[START]

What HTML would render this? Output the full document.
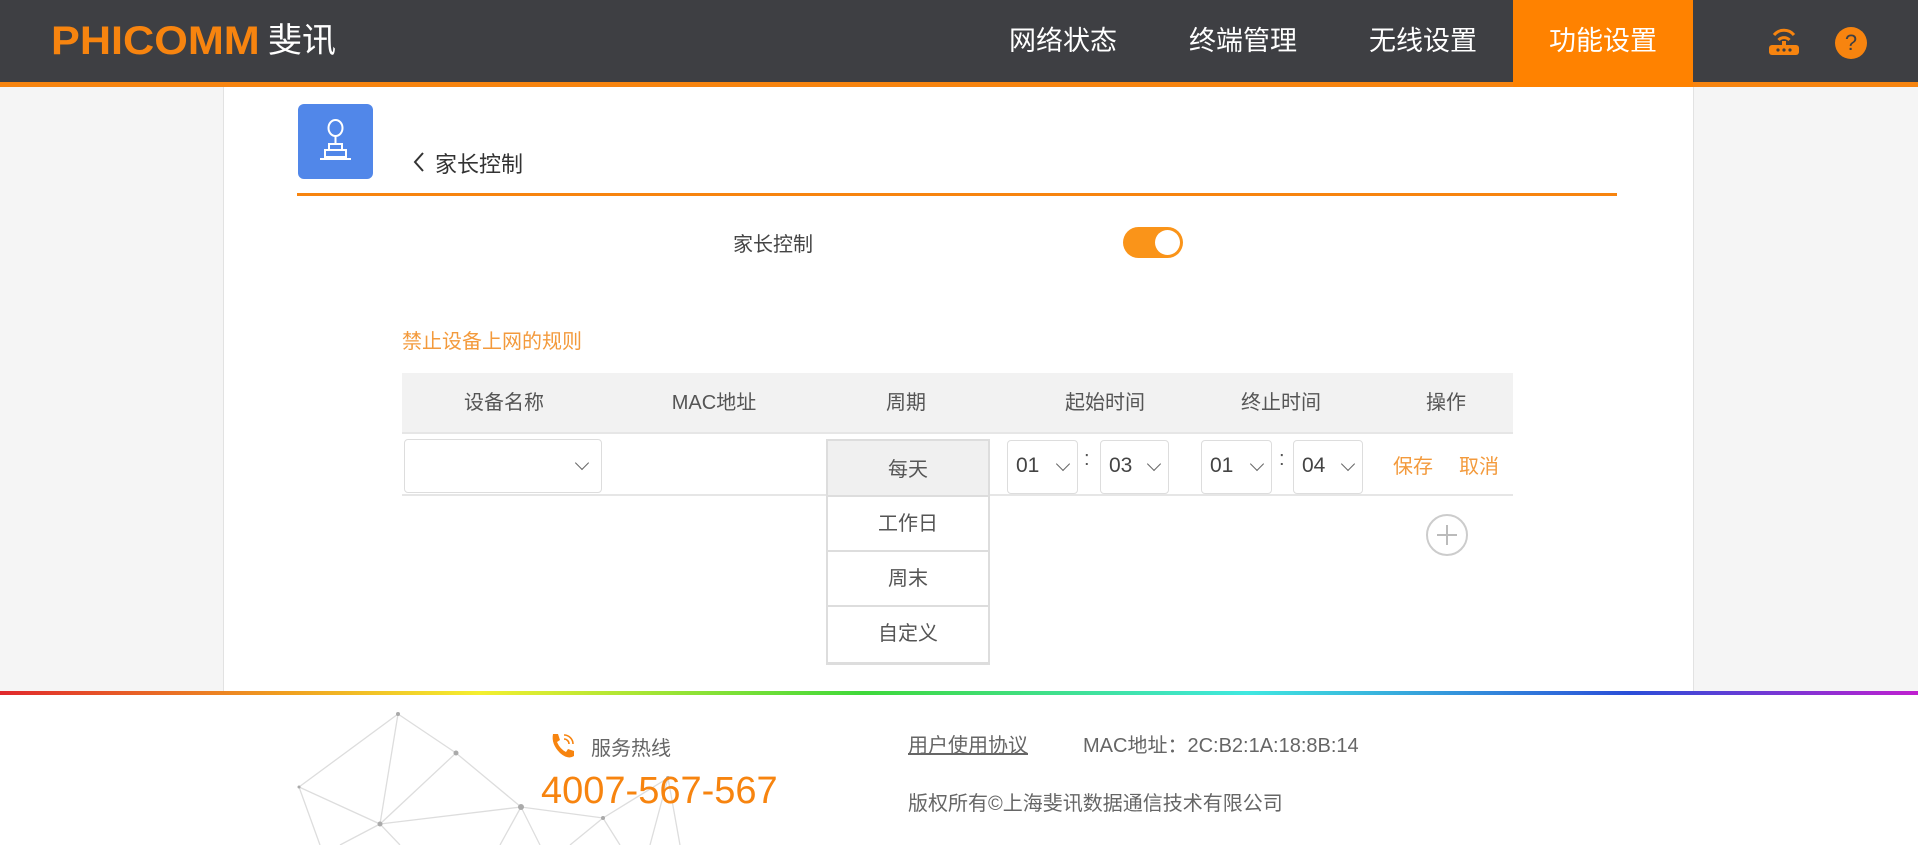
<!DOCTYPE html>
<html><head><meta charset="utf-8"><style>
*{margin:0;padding:0;box-sizing:border-box}
body{width:1918px;height:845px;overflow:hidden;background:#f5f5f5;font-family:"Liberation Sans","Noto Sans CJK SC",sans-serif;color:#555;position:relative}
.a{position:absolute}
.hdr{left:0;top:0;width:1918px;height:82px;background:#3e3f43}
.obar{left:0;top:82px;width:1918px;height:5px;background:#f7840f}
.nav{top:0;height:82px;line-height:82px;font-size:27px;color:#fff;text-align:center;width:180px}
.card{left:223px;top:87px;width:1471px;height:605px;background:#fff;border-left:1px solid #e2e2e2;border-right:1px solid #e2e2e2}
.t20{font-size:20px}
.th{top:373px;height:61px;line-height:61px;font-size:20px;color:#555;text-align:center;width:180px}
.sel{border:1px solid #ddd;border-radius:4px;background:#fff;height:54px}
.chev{position:absolute;top:18px;width:10px;height:10px;border-right:1.5px solid #666;border-bottom:1.5px solid #666;transform:rotate(45deg)}
.num{position:absolute;left:8px;top:0;line-height:50px;font-size:21px;color:#444}
.dd{left:826px;width:164px;height:55px;line-height:55px;text-align:center;font-size:20px;border:2px solid #ddd;border-top:none;background:#fff}
</style></head><body>
<div class="a hdr"></div>
<div class="a obar"></div>
<div class="a" style="left:51px;top:19px;font-size:40px;font-weight:bold;color:#f7840f;transform:scaleX(1.08);transform-origin:left;line-height:44px">PHICOMM</div>
<div class="a" style="left:268px;top:16px;font-size:34px;color:#fff;line-height:50px">斐讯</div>
<div class="a nav" style="left:973px">网络状态</div>
<div class="a nav" style="left:1153px">终端管理</div>
<div class="a nav" style="left:1333px">无线设置</div>
<div class="a" style="left:1513px;top:0;width:180px;height:87px;background:#ff8200"></div>
<div class="a nav" style="left:1513px">功能设置</div>
<svg class="a" style="left:1768px;top:26px" width="32" height="30" viewBox="0 0 32 30">
<path d="M6 9 A13 13 0 0 1 26 9" stroke="#f7840f" stroke-width="3" fill="none"/>
<path d="M10.5 14 A7.5 7.5 0 0 1 21.5 14" stroke="#f7840f" stroke-width="3" fill="none"/>
<rect x="14" y="15" width="4" height="5" fill="#f7840f"/>
<rect x="1" y="19" width="30" height="10" rx="3" fill="#f7840f"/>
<circle cx="10" cy="24" r="1.6" fill="#3e3f43"/><circle cx="16" cy="24" r="1.6" fill="#3e3f43"/><circle cx="22" cy="24" r="1.6" fill="#3e3f43"/>
</svg>
<div class="a" style="left:1835px;top:27px;width:32px;height:32px;border-radius:50%;background:#f7840f;color:#3e3f43;font-size:22px;text-align:center;line-height:32px">?</div>

<div class="a card"></div>
<div class="a" style="left:298px;top:104px;width:75px;height:75px;background:#5187e9;border-radius:6px"></div>
<svg class="a" style="left:298px;top:104px" width="75" height="75" viewBox="0 0 75 75">
<ellipse cx="37.5" cy="24" rx="7" ry="8" stroke="#fff" stroke-width="2" fill="none"/>
<line x1="37.5" y1="32" x2="37.5" y2="40" stroke="#fff" stroke-width="2"/>
<rect x="31" y="40" width="13" height="6" stroke="#fff" stroke-width="2" fill="none"/>
<rect x="27" y="46" width="21" height="7" stroke="#fff" stroke-width="2" fill="none"/>
<line x1="22" y1="55" x2="53" y2="55" stroke="#fff" stroke-width="2"/>
</svg>
<svg class="a" style="left:412px;top:151px" width="14" height="22" viewBox="0 0 14 22"><path d="M11 2 L3 11 L11 20" stroke="#333" stroke-width="2" fill="none"/></svg>
<div class="a" style="left:435px;top:147px;font-size:22px;color:#333">家长控制</div>
<div class="a" style="left:297px;top:193px;width:1320px;height:3px;background:#f7840f"></div>

<div class="a t20" style="left:733px;top:228px;color:#444">家长控制</div>
<div class="a" style="left:1123px;top:227px;width:60px;height:31px;border-radius:16px;background:#fa9419"></div>
<div class="a" style="left:1155px;top:230px;width:25px;height:25px;border-radius:50%;background:#fff"></div>

<div class="a t20" style="left:402px;top:325px;color:#f39a3c">禁止设备上网的规则</div>
<div class="a" style="left:402px;top:373px;width:1111px;height:61px;background:#f2f2f2;border-bottom:2px solid #e6e6e6"></div>
<div class="a th" style="left:414px">设备名称</div>
<div class="a th" style="left:624px">MAC地址</div>
<div class="a th" style="left:816px">周期</div>
<div class="a th" style="left:1015px">起始时间</div>
<div class="a th" style="left:1191px">终止时间</div>
<div class="a th" style="left:1356px">操作</div>
<div class="a" style="left:402px;top:494px;width:1111px;height:2px;background:#e6e6e6"></div>

<div class="a sel" style="left:404px;top:439px;width:198px"><span class="chev" style="left:172px"></span></div>
<div class="a sel" style="left:1007px;top:440px;width:71px"><span class="num">01</span><span class="chev" style="left:50px"></span></div>
<div class="a" style="left:1084px;top:448px;font-size:20px">:</div>
<div class="a sel" style="left:1100px;top:440px;width:69px"><span class="num">03</span><span class="chev" style="left:48px"></span></div>
<div class="a sel" style="left:1201px;top:440px;width:71px"><span class="num">01</span><span class="chev" style="left:50px"></span></div>
<div class="a" style="left:1279px;top:448px;font-size:20px">:</div>
<div class="a sel" style="left:1293px;top:440px;width:70px"><span class="num">04</span><span class="chev" style="left:49px"></span></div>
<div class="a t20" style="left:1393px;top:450px;color:#f39a3c">保存</div>
<div class="a t20" style="left:1459px;top:450px;color:#f39a3c">取消</div>
<div class="a" style="left:1426px;top:514px;width:42px;height:42px;border-radius:50%;border:2px solid #ccc"></div>
<div class="a" style="left:1437px;top:534px;width:20px;height:2px;background:#bbb"></div>
<div class="a" style="left:1446px;top:525px;width:2px;height:20px;background:#bbb"></div>

<div class="a dd" style="top:439px;height:58px;border-top:2px solid #ddd;background:#f0f0f0;line-height:58px">每天</div>
<div class="a dd" style="top:497px">工作日</div>
<div class="a dd" style="top:552px">周末</div>
<div class="a dd" style="top:607px;height:58px;border-bottom:3px solid #ddd">自定义</div>

<div class="a" style="left:0;top:691px;width:1918px;height:4px;background:linear-gradient(90deg,#e0282c,#f0a020 15%,#f4ef30 25%,#3fd83a 45%,#40e8e0 65%,#2a4ed8 85%,#c020d0)"></div>
<div class="a" style="left:0;top:695px;width:1918px;height:150px;background:#fff"></div>
<svg class="a" style="left:0;top:695px" width="800" height="150" viewBox="0 695 800 150">
<g stroke="#ddd" stroke-width="1.3" fill="none">
<path d="M398 714L299 787L380 824L398 714M398 714L456 753L521 807M380 824L456 753M380 824L521 807L603 818L668 778M299 787L320 845M380 824L340 845M380 824L400 845M521 807L500 845M521 807L540 845M603 818L570 845M603 818L620 845M668 778L650 845M668 778L680 845"/>
</g>
<g fill="#aaa"><circle cx="398" cy="714" r="2"/><circle cx="456" cy="753" r="2.5"/><circle cx="380" cy="824" r="2.5"/><circle cx="521" cy="807" r="3"/><circle cx="603" cy="818" r="2"/><circle cx="668" cy="778" r="2"/><circle cx="299" cy="787" r="1.5"/></g>
</svg>
<svg class="a" style="left:548px;top:731px" width="30" height="30" viewBox="0 0 30 30">
<path d="M5 3 L10 3 L12 9 L9 11 Q12 18 18 21 L20 18 L26 20 L26 25 Q20 29 12 22 Q3 13 5 3Z" fill="#f7840f"/>
<path d="M16 4 A9 9 0 0 1 25 13" stroke="#f7840f" stroke-width="1.6" fill="none"/>
<path d="M16 8 A5 5 0 0 1 21 13" stroke="#f7840f" stroke-width="1.6" fill="none"/>
</svg>
<div class="a t20" style="left:591px;top:732px;color:#666">服务热线</div>
<div class="a" style="left:541px;top:770px;font-size:38px;color:#f7840f">4007-567-567</div>
<div class="a t20" style="left:908px;top:729px;color:#666;text-decoration:underline">用户使用协议</div>
<div class="a t20" style="left:1083px;top:729px;color:#666">MAC地址：2C:B2:1A:18:8B:14</div>
<div class="a t20" style="left:908px;top:787px;color:#666">版权所有©上海斐讯数据通信技术有限公司</div>
</body></html>
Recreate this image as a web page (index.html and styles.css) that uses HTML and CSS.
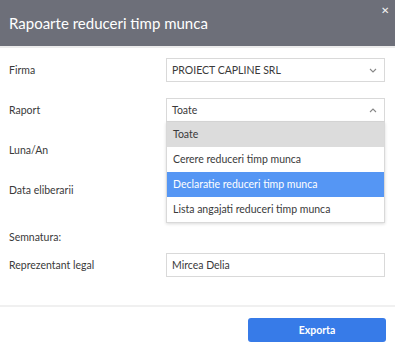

[END]

◆ What you should do ◆
Copy each line holding the word "this" from the listing above.

◆ Answer for the task ◆
What HTML would render this? Output the full document.
Recreate this image as a web page (index.html and styles.css) that uses HTML and CSS.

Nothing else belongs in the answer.